BU DURUMA NASIL GELDİK

2009 yılında yurtdışından gelen tarım ürünleri için 10 milyar dolar ödedik. Türkiye 2003 yılında ABD’den hiç buğday ithalatı yapmazken 2007 yılında $ 11.8 milyonluk buğday aldık. 2005 yılına kadar Türkiye hububat ihraç ederken bu yıldan itibaren hububat ithalatcısı oldu. 2008 yılında hububat ithalatının ihracata göre 2 milyar 100 milyon dolar gibi büyük bir açık verdiğini bu durumun ülkemiz için büyük bir gıda güvenliği sorunu ve ekonomik kayıp yarattı. -Türkiye’de 1988 yılında toplam işlenen tarım alanı 24.7 milyon hektarken, 2007 yılında bu sayı 21.9 milyon hektara indi.

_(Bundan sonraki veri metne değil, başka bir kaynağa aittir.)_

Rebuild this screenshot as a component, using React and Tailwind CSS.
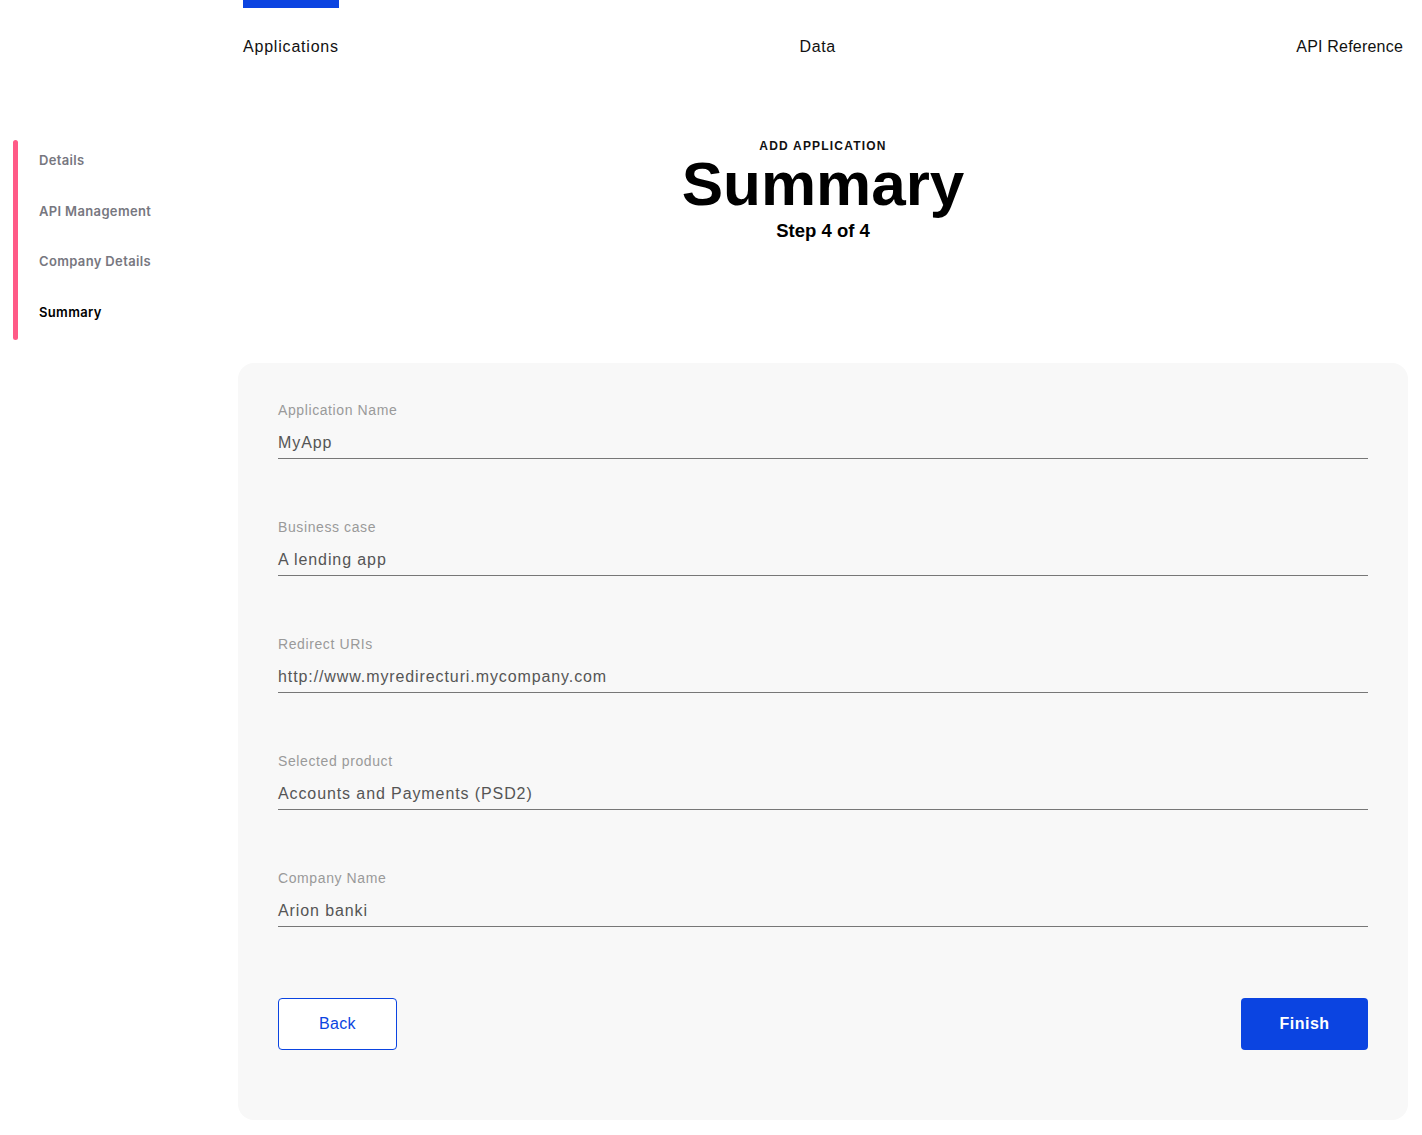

Hayvan sayısının hızla kayboldu. Et satışının % 50’sini kayıt dışı yani kaçak olduğu ve bunun öne geçilemedi. Türk çiftçisinin birkaç kalem dışında ürettiği tarımsal ürünlerden kar yapamıyor. Hatta zarar edip tefecilere, bankaya olan borçlarını ödeyemeyecek durumda. Siz çiftçinizin elindeki ürünü yok pahasına sattırırken, tarladan satışı tarım ürünleri fiyatları birkaç yılda artış göstermezken, tüccarın, komisyoncunun alıp sattığı tarım ürünlerinde 2009 yılı rakamlarıyla senede % 22.7 artış oldu. Bu fark çiftçinin değil aracıların cebine gitti.
Ülke tarımının can damarı özellikle tohumlar, zirai ilaçlar, hayvansal yemler mazot gibi tarımsal hammadde ithalatındaki artış oldukça tehlikeli boyutlara ulaştı. Tohumda, özellikle sebze ve yağlı tohumlarda dışarı bağımlı hale geldik. Çiftçiden esirgenen teşvik dışarıya kat kat fazlasıyla tarımsal ham madde ödemelerine gitti. Ülke çiftçisisin tüketici değil üretici sınıfında olmasına rağmen üreten çiftçinin kullandığı mazottan hükümet % 37  Özel Tüketim Vergisi {ÖTV}  %15’de KDV alıyor. Bunun yanında pırlanta,yakut, zümrüt, topaz safir, inci, gibi değerli taşların kısaca lüks tüketim mallarının KDV’si sıfır. Halbuki,27 Ekim 2002 tarihinde Balıkesir mitingini telekonferansla yapan Başbakan Recep Tayyip Erdoğan
mazot fiyatlarını indireceğini, ÖTV'yi kaldıracağını söylemişti. Sekiz yıl sonra (11.07.2010) aynı yerde miting yapan muhalefet partisi lideri Kemal Kılıçdaroğlu bu sözün tutulmadığını hatırlattı. Çiftçiye, halka verilen sözlerin çoğunun tutulmaması Türk siyasetinde yeni değildi 
Elektrik Santrallerine gelişigüzel izin verilmesiyle, 2003 tarihli 4957 sayılı Turizm Teşvik Kanunu, 2004 tarihli 5177 sayılı Maden Yasası, 2006 tarihli 5553 sayılı Tohumculuk Yasası ile, nasıl doğal tohumlarımızın ticareti yasaklandı. Doğanın, ormanların katledildi. Ekilebilir topraklar üzerine binalar yapıldı. Ülke  küresel güçlerin açık bir sömürüsü haline getirildi.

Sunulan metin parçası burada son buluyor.